_Task description_
Your task is to filter the data below down to the lines holding "components".
─── Material provided ───
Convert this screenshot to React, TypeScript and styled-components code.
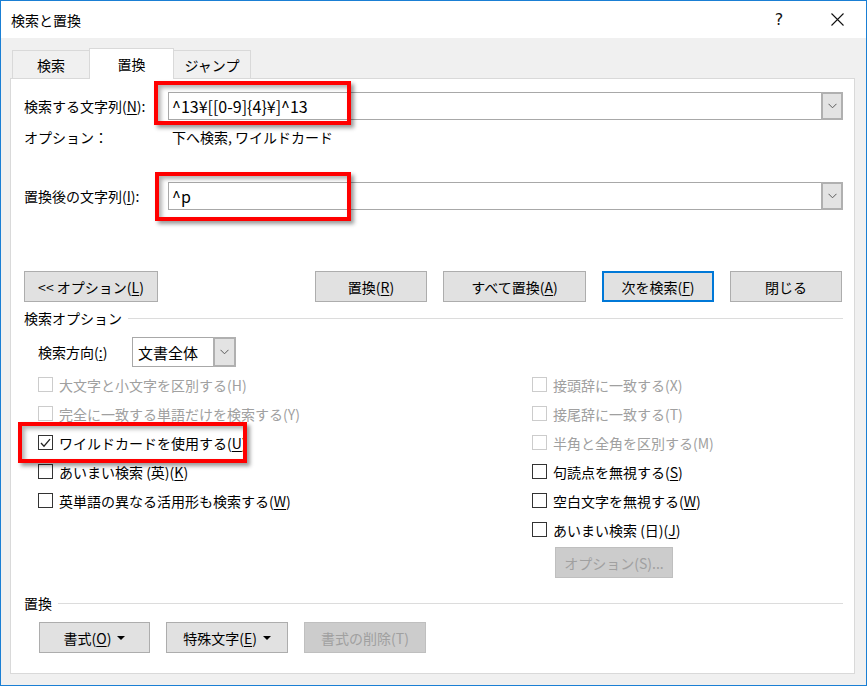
import React from 'react';
import styled, { createGlobalStyle, css } from 'styled-components';

const GlobalStyle = createGlobalStyle`
  html, body {
    margin: 0;
    padding: 0;
    background: #ffffff;
  }
  body {
    font-family: "Noto Sans CJK JP", "Noto Sans", sans-serif;
  }
  u {
    text-underline-offset: 2px;
  }
`;

const Window = styled.div`
  width: 867px;
  height: 686px;
  box-sizing: border-box;
  border: 1px solid #1a7fd4;
  background: #f0f0f0;
  display: flex;
  flex-direction: column;
  font-size: 14px;
  color: #000;
`;

const TitleBar = styled.div`
  height: 37px;
  background: #ffffff;
  display: flex;
  align-items: center;
  padding-left: 10px;
  span {
    flex: 1;
    font-size: 14px;
  }
`;

const CaptionButton = styled.div`
  width: 58px;
  height: 37px;
  display: flex;
  align-items: center;
  justify-content: center;
  font-family: "DejaVu Sans", sans-serif;
  font-size: 16px;
  color: #111;
`;

const Body = styled.div`
  flex: 1;
  display: flex;
  flex-direction: column;
  padding: 10px 11px 11px 9px;
`;

const TabRow = styled.div`
  display: flex;
  align-items: flex-end;
  padding-left: 2px;
  height: 31px;
  margin-bottom: -1px;
`;

const Tab = styled.div<{ $active?: boolean; $width: number }>`
  width: ${(p) => p.$width}px;
  box-sizing: border-box;
  border: 1px solid #d9d9d9;
  border-bottom: none;
  display: flex;
  align-items: center;
  justify-content: center;
  margin-left: -1px;
  ${(p) =>
    p.$active
      ? css`
          height: 31px;
          background: #ffffff;
          position: relative;
          z-index: 1;
        `
      : css`
          height: 28px;
          margin-bottom: 1px;
          background: #f0f0f0;
        `}
  &:first-child {
    margin-left: 0;
  }
`;

const Panel = styled.div`
  flex: 1;
  position: relative;
  background: #ffffff;
  border: 1px solid #d9d9d9;
  padding: 13px 11px 0 13px;
  display: flex;
  flex-direction: column;
`;

const FieldRow = styled.div<{ $top: number }>`
  display: flex;
  align-items: center;
  height: 28px;
  margin-top: ${(p) => p.$top}px;
`;

const FieldLabel = styled.div`
  width: 144px;
  flex-shrink: 0;
  white-space: nowrap;
`;

const Combo = styled.div`
  flex: 1;
  height: 28px;
  box-sizing: border-box;
  border: 1px solid #a8a8a8;
  display: flex;
  background: #fff;
`;

const ComboValue = styled.div`
  flex: 1;
  display: flex;
  align-items: center;
  padding-left: 3px;
  font-size: 16px;
  white-space: nowrap;
`;

const DropButton = styled.div<{ $width: number }>`
  width: ${(p) => p.$width}px;
  margin: -1px -1px -1px 0;
  box-sizing: border-box;
  border: 2px solid #b0b0b0;
  background: #e3e3e3;
  display: flex;
  align-items: center;
  justify-content: center;
`;

const InfoRow = styled.div`
  display: flex;
  align-items: center;
  height: 18px;
  margin-top: 8px;
`;

const InfoLabel = styled.div`
  width: 148px;
`;

const ButtonRow = styled.div<{ $top: number; $indent?: number }>`
  display: flex;
  align-items: center;
  gap: 16px;
  margin-top: ${(p) => p.$top}px;
  padding-left: ${(p) => p.$indent || 0}px;
`;

const Spacer = styled.div`
  flex: 1;
`;

const Button = styled.div<{ $width: number; $default?: boolean; $disabled?: boolean }>`
  width: ${(p) => p.$width}px;
  height: 31px;
  box-sizing: border-box;
  display: flex;
  align-items: center;
  justify-content: center;
  gap: 6px;
  white-space: nowrap;
  background: #e1e1e1;
  border: 1px solid #adadad;
  ${(p) =>
    p.$default &&
    css`
      border: 2px solid #0078d7;
    `}
  ${(p) =>
    p.$disabled &&
    css`
      background: #cccccc;
      border-color: #bfbfbf;
      color: #a0a0a0;
    `}
`;

const Caret = styled.span`
  width: 0;
  height: 0;
  border-left: 4px solid transparent;
  border-right: 4px solid transparent;
  border-top: 4px solid #000;
`;

const GroupHeader = styled.div<{ $top: number }>`
  display: flex;
  align-items: center;
  gap: 6px;
  height: 18px;
  margin-top: ${(p) => p.$top}px;
  &::after {
    content: '';
    flex: 1;
    height: 1px;
    background: #dcdcdc;
  }
`;

const DirectionRow = styled.div`
  display: flex;
  align-items: center;
  height: 30px;
  margin-top: 10px;
  padding-left: 14px;
`;

const DirectionLabel = styled.div`
  width: 94px;
`;

const Select = styled.div`
  width: 104px;
  height: 30px;
  box-sizing: border-box;
  border: 1px solid #a8a8a8;
  display: flex;
  background: #fff;
  span {
    flex: 1;
    display: flex;
    align-items: center;
    padding-left: 5px;
    font-size: 15px;
  }
`;

const OptionGrid = styled.div`
  display: grid;
  grid-template-columns: 494px 1fr;
  margin-top: 3px;
  padding-left: 14px;
`;

const Column = styled.div`
  display: flex;
  flex-direction: column;
`;

const CheckRow = styled.div<{ $disabled?: boolean }>`
  height: 29px;
  display: flex;
  align-items: center;
  gap: 6px;
  white-space: nowrap;
  color: ${(p) => (p.$disabled ? '#a0a0a0' : '#000')};
`;

const Box = styled.div<{ $disabled?: boolean }>`
  width: 15px;
  height: 15px;
  box-sizing: border-box;
  border: 1px solid ${(p) => (p.$disabled ? '#cccccc' : '#333333')};
  background: #fff;
  display: flex;
  align-items: center;
  justify-content: center;
`;

const SubOptionButton = styled(Button)`
  margin-top: 3px;
  margin-left: 23px;
`;

const Highlight = styled.div<{ $l: number; $t: number; $w: number; $h: number }>`
  position: absolute;
  left: ${(p) => p.$l}px;
  top: ${(p) => p.$t}px;
  width: ${(p) => p.$w}px;
  height: ${(p) => p.$h}px;
  box-sizing: border-box;
  border: 4px solid #ff0000;
  box-shadow: 3px 3px 4px rgba(0, 0, 0, 0.4), inset 3px 3px 4px rgba(0, 0, 0, 0.3);
  pointer-events: none;
  z-index: 2;
`;

const Chevron = () => (
  <svg width="9" height="6" viewBox="0 0 9 6">
    <path d="M0.5 0.8 L4.5 4.8 L8.5 0.8" fill="none" stroke="#5a5a5a" strokeWidth="1" />
  </svg>
);

const Check = () => (
  <svg width="11" height="10" viewBox="0 0 11 10">
    <path d="M1 5 L4 8.2 L10 1.2" fill="none" stroke="#222" strokeWidth="1.3" />
  </svg>
);

type Opt = { text: string; key?: string; disabled?: boolean; checked?: boolean };

const leftOptions: Opt[] = [
  { text: '大文字と小文字を区別する(H)', disabled: true },
  { text: '完全に一致する単語だけを検索する(Y)', disabled: true },
  { text: 'ワイルドカードを使用する(', key: 'U', checked: true },
  { text: 'あいまい検索 (英)(', key: 'K' },
  { text: '英単語の異なる活用形も検索する(', key: 'W' },
];

const rightOptions: Opt[] = [
  { text: '接頭辞に一致する(X)', disabled: true },
  { text: '接尾辞に一致する(T)', disabled: true },
  { text: '半角と全角を区別する(M)', disabled: true },
  { text: '句読点を無視する(', key: 'S' },
  { text: '空白文字を無視する(', key: 'W' },
  { text: 'あいまい検索 (日)(', key: 'J' },
];

const OptionItem = ({ opt }: { opt: Opt }) => (
  <CheckRow $disabled={opt.disabled}>
    <Box $disabled={opt.disabled}>{opt.checked && <Check />}</Box>
    <span>
      {opt.text}
      {opt.key && (
        <>
          <u>{opt.key}</u>)
        </>
      )}
    </span>
  </CheckRow>
);

const App = () => {
  return (
    <Window>
      <GlobalStyle />
      <TitleBar>
        <span>検索と置換</span>
        <CaptionButton>?</CaptionButton>
        <CaptionButton>
          <svg width="13" height="13" viewBox="0 0 13 13">
            <path d="M0.5 0.5 L12.5 12.5 M12.5 0.5 L0.5 12.5" stroke="#111" strokeWidth="1.1" />
          </svg>
        </CaptionButton>
      </TitleBar>
      <Body>
        <TabRow>
          <Tab $width={78}>検索</Tab>
          <Tab $width={85} $active>
            置換
          </Tab>
          <Tab $width={78}>ジャンプ</Tab>
        </TabRow>
        <Panel>
          <FieldRow $top={0}>
            <FieldLabel>
              検索する文字列(<u>N</u>):
            </FieldLabel>
            <Combo>
              <ComboValue>^13¥[[0-9]{'{'}4{'}'}¥]^13</ComboValue>
              <DropButton $width={22}>
                <Chevron />
              </DropButton>
            </Combo>
          </FieldRow>
          <InfoRow>
            <InfoLabel>オプション：</InfoLabel>
            <span>下へ検索, ワイルドカード</span>
          </InfoRow>
          <FieldRow $top={36}>
            <FieldLabel>
              置換後の文字列(<u>I</u>):
            </FieldLabel>
            <Combo>
              <ComboValue>^p</ComboValue>
              <DropButton $width={22}>
                <Chevron />
              </DropButton>
            </Combo>
          </FieldRow>

          <ButtonRow $top={61}>
            <Button $width={134}>
              <span>
                &lt;&lt; オプション(<u>L</u>)
              </span>
            </Button>
            <Spacer />
            <Button $width={112}>
              <span>
                置換(<u>R</u>)
              </span>
            </Button>
            <Button $width={143}>
              <span>
                すべて置換(<u>A</u>)
              </span>
            </Button>
            <Button $width={112} $default>
              <span>
                次を検索(<u>F</u>)
              </span>
            </Button>
            <Button $width={112} style={{ marginRight: 1 }}>
              閉じる
            </Button>
          </ButtonRow>

          <GroupHeader $top={7}>検索オプション</GroupHeader>
          <DirectionRow>
            <DirectionLabel>
              検索方向(<u>:</u>)
            </DirectionLabel>
            <Select>
              <span>文書全体</span>
              <DropButton $width={23}>
                <Chevron />
              </DropButton>
            </Select>
          </DirectionRow>

          <OptionGrid>
            <Column>
              {leftOptions.map((o) => (
                <OptionItem key={o.text} opt={o} />
              ))}
            </Column>
            <Column>
              {rightOptions.map((o) => (
                <OptionItem key={o.text} opt={o} />
              ))}
              <SubOptionButton $width={118} $disabled>
                オプション(S)...
              </SubOptionButton>
            </Column>
          </OptionGrid>

          <GroupHeader $top={16}>置換</GroupHeader>
          <ButtonRow $top={10} $indent={15}>
            <Button $width={111}>
              <span>
                書式(<u>O</u>)
              </span>
              <Caret />
            </Button>
            <Button $width={122}>
              <span>
                特殊文字(<u>E</u>)
              </span>
              <Caret />
            </Button>
            <Button $width={122} $disabled>
              書式の削除(T)
            </Button>
          </ButtonRow>

          <Highlight $l={143} $t={2} $w={197} $h={44} />
          <Highlight $l={144} $t={93} $w={196} $h={49} />
          <Highlight $l={7} $t={343} $w={229} $h={41} />
        </Panel>
      </Body>
    </Window>
  );
};

export default App;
───
_Response to this exercise_
Convert this screenshot to React, TypeScript and styled-components code.
import styled, { createGlobalStyle, css } from 'styled-components';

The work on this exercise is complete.